Maybe we start a Kangaroo Court jar for this? @Northern_Piper puts in a crisp $1 bill, and as the fines and cash build, when we have enough for a case of beer we can hold a small party?
I kid, of course.
If it is a kangaroo court, is that one Australian dollar?
Sure, why not?
In play —
The legend of Keith Moon driving a Rolls-Royce into a swimming pool is a rock and roll myth (as intimated by @knoodler ’s post). Moon actually drove a Lincoln Continental belonging to another hotel guest into the pool at a Holiday Inn in Flint, Michigan on his 21st birthday in 1967. Moon himself later claimed he simply released the handbrake on the car, which was parked on a hill, and it rolled into the pool. The incident earned The Who a lifetime ban from the Holiday Inn chain.
So Rolls-Royce, to celebrate the 100th anniversary of the Phantom model, placed a Phantom into the Tinside Lido swimming pool in Plymouth, England, as a visual link to the Moon folklore.
The Phantom is a newspaper comic strip, which has been in publication since 1936. The main character, the Phantom, is a costumed crimefighter, who is based in the fictional African nation of Bangalla.
Though the original development of the character drew heavily on pulp magazine and jungle adventure heroes, his costume – a skintight suit and a pupil-less mask – made him a transitional figure in heroic comics, and was soon reflected in the visual appearance of later comic superheroes such as Superman and Batman.
@Bullitt Thanks for that factual account.
The fictional country of Bangalla was, until the 1960s, situated in Asia. Earliest accounts place it as an island off the coast of Java (present-day Indonesia), and part of the British Protectorate of the Dutch East Indies. Later, the setting shifted to the mainland region of Bengali, a fictional country located near India, evoking the culture and geography of the Indian subcontinent. In recent stories, Bangalla is located in East Africa, near present-day Tanzania, Kenya, Uganda, and Ethiopia.
Although coffee is sometimes referred to as ‘java’, coffee was not native to the island of Java. In the 1600s, the Dutch introduced the coffee plant to their Southeast Asia colonies, including Java. ‘Java coffee’ originally referred to coffee grown on the island, but over time the term was shortened to java and became synonymous with the drink itself.
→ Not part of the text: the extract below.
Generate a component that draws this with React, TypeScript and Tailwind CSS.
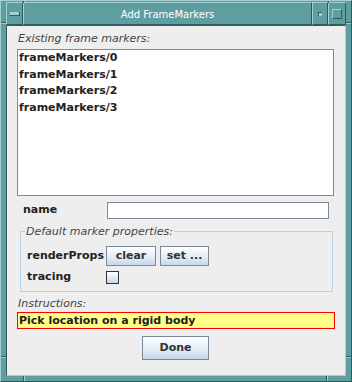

“A cup of joe” is synonymous with coffee, but it’s origin is unclear. Many consider it to be a favored drink of the common man, or “joe.” Others trace its origin back to an article written in 1927 in the Princeton Alumni Weekly:
- Speaking of Restaurateur Joe, that gentleman recently advertised that he had a brand of coffee, one cup of which would keep an exam-harrassed student awake all night. Dean Gauss commented on this with characteristic wit in the next day’s Princetonian. He suggested that each morning throughout the academic year “a full cup of Joe’s waking potion” be administered “to every undergraduate in good standing.”
Coffee was the preferred drink of Chief Miles O’Brien on Star Trek: Deep Space Nine (who preferred the Jamaican blend, double strong, double sweet) and Captain Kathryn Janeway on Star Trek: Voyager.
During one episode in which Voyager was running low on resources, and had to conserve replicator power or something like that (I’m not a Voyager fan), the ship came across a nebula that they could use to refuel with the Bussard collectors, or so they thought.
Janeway famously said, “There’s coffee in that nebula.”